From the standpoint of state politics, the timing of the announcement was less than fortuitous. It came barely two hours before federal prosecutors handed down an eight-count official corruption indictment against the former Republican leader of the state senate, Joseph Bruno, who resigned five months ago from the seat he had held for 32 years.

While not named in the indictment, Gillibrand's father, Douglas Rutnik, a prominent Albany Republican lobbyist, had close political and business ties to Bruno.

The Republican connections enjoyed by Gillibrand and her father were symbolized at the press conference announcing her appointment by the former New York Republican Senator Al D'Amato, who stood directly behind her.

Gillibrand's grandmother was Dorothea "Polly" Noonan, described as the long-time "confidante" of Albany's former Mayor Erastus Corning, who held office for four decades and ran one of the most enduring and corrupt Democratic big city machines in the country.
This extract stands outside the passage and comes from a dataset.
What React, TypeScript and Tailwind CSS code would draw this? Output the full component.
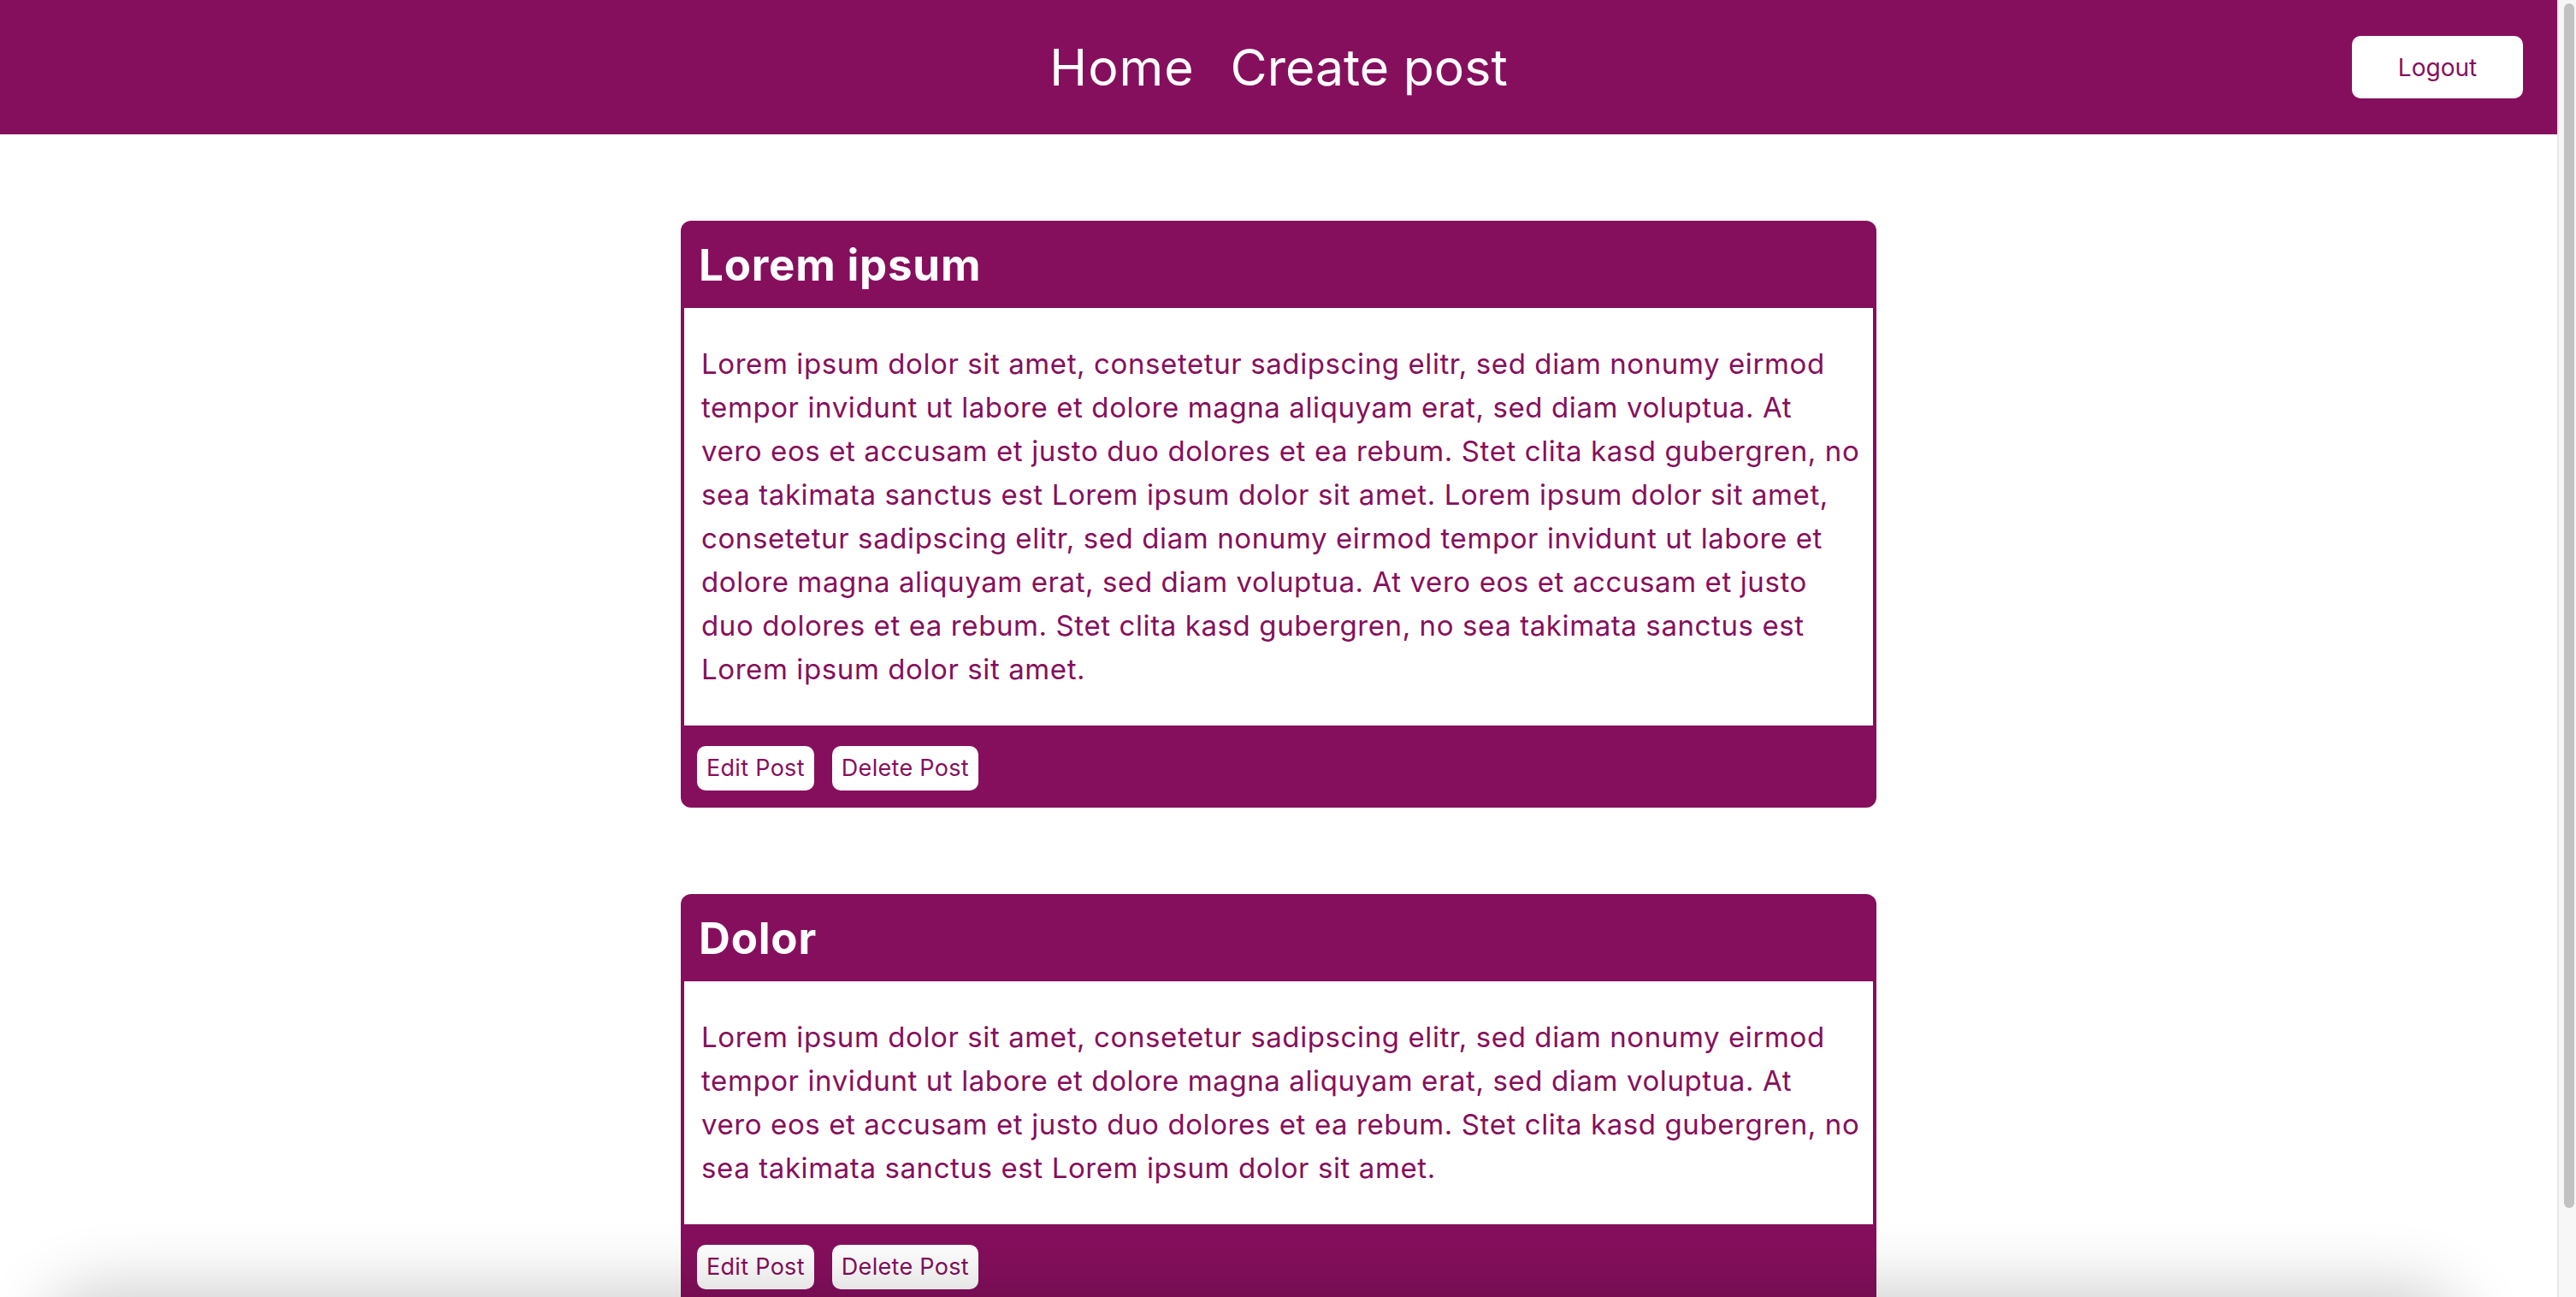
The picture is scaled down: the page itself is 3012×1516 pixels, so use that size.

Her selection for the Senate seat is largely attributed in the media to the crude political calculations of the state Democratic Party, which reportedly wanted an upstate, female and Republican-connected candidate to balance its ticket when Paterson faces an election in 2010.

The decision may also have been influenced by Hillary Clinton, who was confirmed as secretary of state by a Senate vote Wednesday. Gillibrand campaigned for Clinton in her first run for Senate in New York in 2000. Her right-wing politics were in sync with those of Clinton, who reciprocated by campaigning for Gillibrand in her 2006 run for the upstate congressional seat.

With Friday's appointment, New York now has both an unelected governor—Paterson assumed the office last March after Eliot Spitzer was forced to resign over a prostitution scandal—and an unelected senator, a fitting symbol of the state of "democracy" in the country's third-largest state.